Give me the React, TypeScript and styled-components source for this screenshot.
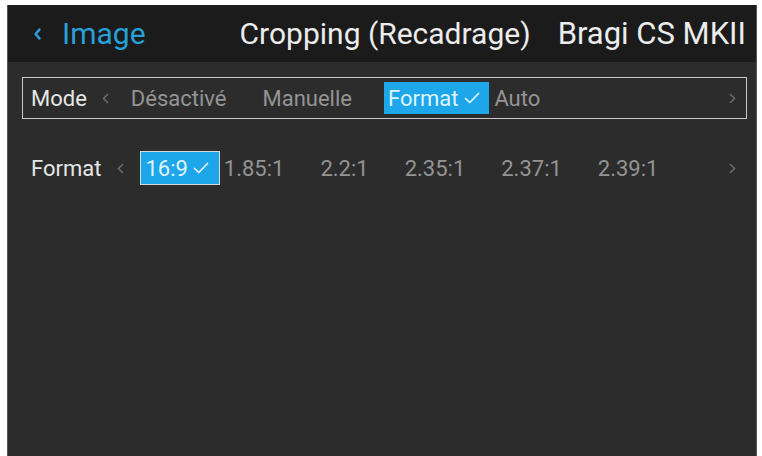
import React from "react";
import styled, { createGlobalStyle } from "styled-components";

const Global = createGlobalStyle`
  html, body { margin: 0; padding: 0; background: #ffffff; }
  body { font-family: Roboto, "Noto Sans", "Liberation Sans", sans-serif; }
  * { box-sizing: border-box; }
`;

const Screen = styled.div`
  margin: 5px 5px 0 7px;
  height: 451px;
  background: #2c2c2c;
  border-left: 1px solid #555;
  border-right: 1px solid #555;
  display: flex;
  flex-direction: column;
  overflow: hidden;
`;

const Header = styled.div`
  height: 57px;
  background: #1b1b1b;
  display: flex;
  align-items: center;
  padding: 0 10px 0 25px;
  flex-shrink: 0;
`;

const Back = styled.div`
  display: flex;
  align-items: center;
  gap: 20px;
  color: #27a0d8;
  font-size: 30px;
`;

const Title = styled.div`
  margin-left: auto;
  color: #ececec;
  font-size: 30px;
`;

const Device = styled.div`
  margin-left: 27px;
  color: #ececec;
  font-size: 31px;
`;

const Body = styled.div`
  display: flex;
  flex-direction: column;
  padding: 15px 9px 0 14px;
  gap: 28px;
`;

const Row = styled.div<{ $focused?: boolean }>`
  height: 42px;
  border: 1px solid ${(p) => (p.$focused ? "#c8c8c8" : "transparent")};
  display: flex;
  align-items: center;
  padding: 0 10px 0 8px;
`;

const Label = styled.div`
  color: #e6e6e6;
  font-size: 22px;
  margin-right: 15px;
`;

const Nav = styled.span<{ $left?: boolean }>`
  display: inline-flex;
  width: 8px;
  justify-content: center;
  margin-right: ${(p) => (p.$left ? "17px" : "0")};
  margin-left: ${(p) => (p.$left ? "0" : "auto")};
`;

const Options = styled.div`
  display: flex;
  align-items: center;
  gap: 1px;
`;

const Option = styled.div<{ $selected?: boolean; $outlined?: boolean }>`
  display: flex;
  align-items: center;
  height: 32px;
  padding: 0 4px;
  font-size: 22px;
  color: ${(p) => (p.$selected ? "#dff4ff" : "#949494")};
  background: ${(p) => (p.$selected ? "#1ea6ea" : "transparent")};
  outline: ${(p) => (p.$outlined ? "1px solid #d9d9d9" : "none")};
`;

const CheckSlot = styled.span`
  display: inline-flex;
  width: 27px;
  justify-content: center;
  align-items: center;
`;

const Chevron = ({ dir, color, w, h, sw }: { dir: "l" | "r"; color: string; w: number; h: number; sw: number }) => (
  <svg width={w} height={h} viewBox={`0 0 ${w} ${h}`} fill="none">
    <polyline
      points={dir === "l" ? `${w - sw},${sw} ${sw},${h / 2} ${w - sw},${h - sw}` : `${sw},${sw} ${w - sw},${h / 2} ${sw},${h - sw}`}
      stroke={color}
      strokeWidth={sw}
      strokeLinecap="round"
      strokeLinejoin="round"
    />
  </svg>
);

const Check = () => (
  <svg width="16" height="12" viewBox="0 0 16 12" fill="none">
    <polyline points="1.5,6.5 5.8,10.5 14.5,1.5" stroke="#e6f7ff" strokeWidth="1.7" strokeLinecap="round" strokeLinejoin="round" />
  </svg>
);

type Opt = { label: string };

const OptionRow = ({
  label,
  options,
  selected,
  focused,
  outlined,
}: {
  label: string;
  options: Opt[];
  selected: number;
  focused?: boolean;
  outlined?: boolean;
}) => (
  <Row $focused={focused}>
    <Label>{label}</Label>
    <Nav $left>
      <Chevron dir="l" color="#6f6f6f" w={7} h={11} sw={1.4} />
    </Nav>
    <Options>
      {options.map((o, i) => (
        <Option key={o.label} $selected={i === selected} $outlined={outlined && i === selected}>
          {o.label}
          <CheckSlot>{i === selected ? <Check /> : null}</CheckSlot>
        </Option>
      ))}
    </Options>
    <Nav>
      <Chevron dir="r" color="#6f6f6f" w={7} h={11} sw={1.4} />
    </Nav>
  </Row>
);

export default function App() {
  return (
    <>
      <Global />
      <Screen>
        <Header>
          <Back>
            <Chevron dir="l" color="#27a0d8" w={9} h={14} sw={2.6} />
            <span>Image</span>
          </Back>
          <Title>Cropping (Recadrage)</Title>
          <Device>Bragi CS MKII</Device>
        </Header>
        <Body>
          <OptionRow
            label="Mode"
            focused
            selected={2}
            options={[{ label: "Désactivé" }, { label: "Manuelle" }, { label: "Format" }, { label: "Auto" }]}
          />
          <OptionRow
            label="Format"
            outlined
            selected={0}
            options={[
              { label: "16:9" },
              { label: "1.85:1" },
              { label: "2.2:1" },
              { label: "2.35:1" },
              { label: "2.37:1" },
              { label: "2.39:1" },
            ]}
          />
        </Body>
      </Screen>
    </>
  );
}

::::::::::

> [THE REQUEST] Copy each line in the data that holds the word "components".

> [REPLY TO THE EXERCISE]
Give me the React, TypeScript and styled-components source for this screenshot.
import styled, { createGlobalStyle } from "styled-components";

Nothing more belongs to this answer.